Ce livre fait l’impasse sur les travaux précurseurs menés au sein de l’Association Psychanalyse actuelle, en particulier par J.-J. Moscovitz sur la psychanalyse depuis la Shoah, et ses avancées en termes de forclusion construite et de silenciation. Un livre arrogant qui se présente en précurseur d’une réflexion qui a en réalité commencé avant lui. Pourtant, le point de départ est un questionnement analogue : « qu’est-ce que le Camp produit aujourd’hui comme effets, dans nos modes de pensée, de vie, dans notre imaginaire, dans notre subjectivité, dans nos formes d’organisation sociales, dans nos institutions », écrit G. Haddad, p. 71 sans citer Psychanalyse actuelle dont s’est le questionnement central.
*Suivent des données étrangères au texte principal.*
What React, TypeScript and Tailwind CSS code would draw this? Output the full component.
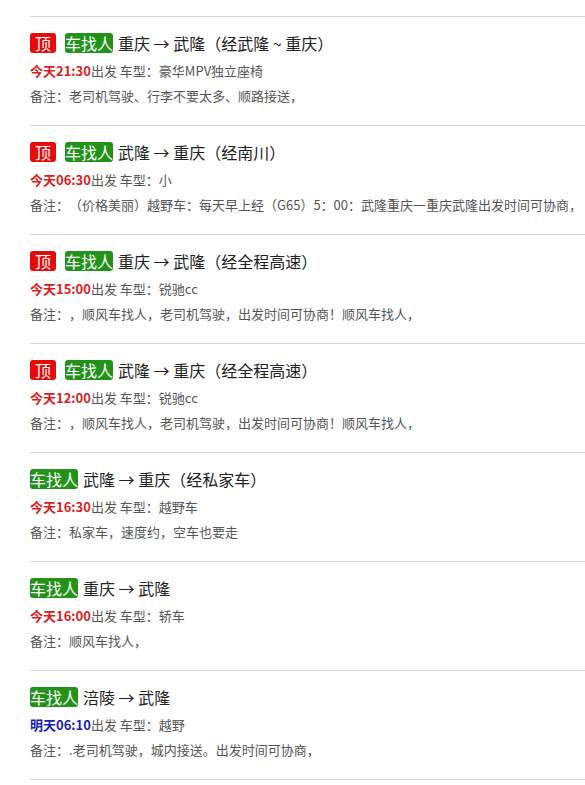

Je regrette infiniment cette polémique que je trouve indigne. J'ai dédié mon livre à Fernand Niderman, membre de psychanalyse actuelle. Est-ce rien ? Je n'ai jamais prétendu être ni le premier, ni l'unique. Ceux qui ont lu mon livre savent que c'est ridicule (pauvre Azoulay). Je n'ai pas cité, il est vrai un certain JJ Moscowitz, un habitué des insultes (cf Alice Cherqui). L'ethique de cet esprit confus qui s'est permis un jour de reprendre toutes la thèse de "Manger le Livre" devant Haym Yerushalmi à la Sorbonne sans dire qu'il n'en était pas l'auteur, est plutôt comique. Je regrette auprès de Maria Landau et des autres que j'estime mais dont je n'ai pas eu connaissance des travaux. La littérature sur le génocide est immense. J'ai décidé un jour de me limiter et de retracer mon expérience particulière. Qu'ils veuillent bien pardonner mes limites et mon allergie aux prétentions lanzmaniennes.